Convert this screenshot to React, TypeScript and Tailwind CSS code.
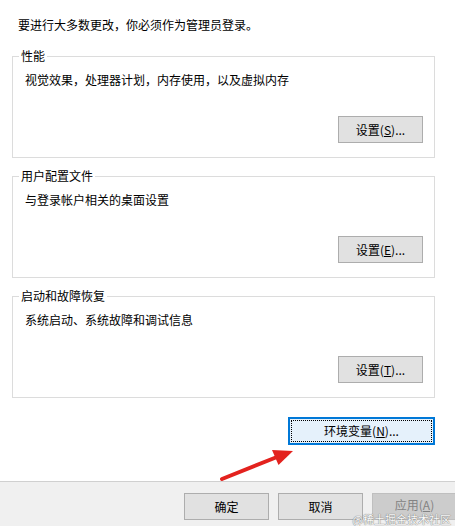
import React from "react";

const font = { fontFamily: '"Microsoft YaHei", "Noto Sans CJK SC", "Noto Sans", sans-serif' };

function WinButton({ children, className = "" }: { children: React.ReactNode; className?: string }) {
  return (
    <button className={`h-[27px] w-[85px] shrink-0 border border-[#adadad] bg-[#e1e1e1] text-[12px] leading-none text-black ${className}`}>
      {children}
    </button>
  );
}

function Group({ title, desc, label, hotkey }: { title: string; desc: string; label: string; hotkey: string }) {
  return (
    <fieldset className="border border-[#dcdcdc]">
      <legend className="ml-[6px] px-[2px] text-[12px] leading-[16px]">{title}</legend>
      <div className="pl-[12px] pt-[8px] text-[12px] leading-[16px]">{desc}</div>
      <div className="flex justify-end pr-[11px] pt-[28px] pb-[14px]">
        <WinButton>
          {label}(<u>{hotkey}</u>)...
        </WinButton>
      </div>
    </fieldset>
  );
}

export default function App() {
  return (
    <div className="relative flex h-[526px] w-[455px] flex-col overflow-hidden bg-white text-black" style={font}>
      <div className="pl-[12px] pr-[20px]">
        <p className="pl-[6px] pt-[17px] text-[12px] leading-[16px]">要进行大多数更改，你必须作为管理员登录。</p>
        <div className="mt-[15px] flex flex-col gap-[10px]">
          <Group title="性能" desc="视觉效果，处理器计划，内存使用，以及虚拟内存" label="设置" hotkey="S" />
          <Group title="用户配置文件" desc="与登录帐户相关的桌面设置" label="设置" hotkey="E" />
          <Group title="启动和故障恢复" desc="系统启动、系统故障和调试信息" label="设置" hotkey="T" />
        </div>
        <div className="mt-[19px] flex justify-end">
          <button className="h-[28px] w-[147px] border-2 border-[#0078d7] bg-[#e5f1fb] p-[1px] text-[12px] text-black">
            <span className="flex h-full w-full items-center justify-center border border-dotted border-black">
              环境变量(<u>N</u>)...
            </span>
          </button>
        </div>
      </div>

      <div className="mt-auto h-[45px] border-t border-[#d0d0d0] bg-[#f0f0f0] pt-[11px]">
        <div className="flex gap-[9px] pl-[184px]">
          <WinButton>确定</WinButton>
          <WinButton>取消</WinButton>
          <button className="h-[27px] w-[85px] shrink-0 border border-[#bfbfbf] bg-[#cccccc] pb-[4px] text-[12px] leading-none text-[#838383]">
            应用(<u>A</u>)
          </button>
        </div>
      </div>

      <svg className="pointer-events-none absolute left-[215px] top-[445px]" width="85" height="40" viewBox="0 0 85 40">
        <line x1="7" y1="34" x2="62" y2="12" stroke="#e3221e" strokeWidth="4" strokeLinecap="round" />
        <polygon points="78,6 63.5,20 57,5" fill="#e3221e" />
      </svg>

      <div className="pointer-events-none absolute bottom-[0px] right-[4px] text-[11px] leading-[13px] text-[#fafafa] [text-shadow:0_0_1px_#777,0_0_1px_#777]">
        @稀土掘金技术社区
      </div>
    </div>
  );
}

-- Required work --
Keep only the lines that hold the string "React", and copy them out.

-- Complete output --
Convert this screenshot to React, TypeScript and Tailwind CSS code.
import React from "react";
function WinButton({ children, className = "" }: { children: React.ReactNode; className?: string }) {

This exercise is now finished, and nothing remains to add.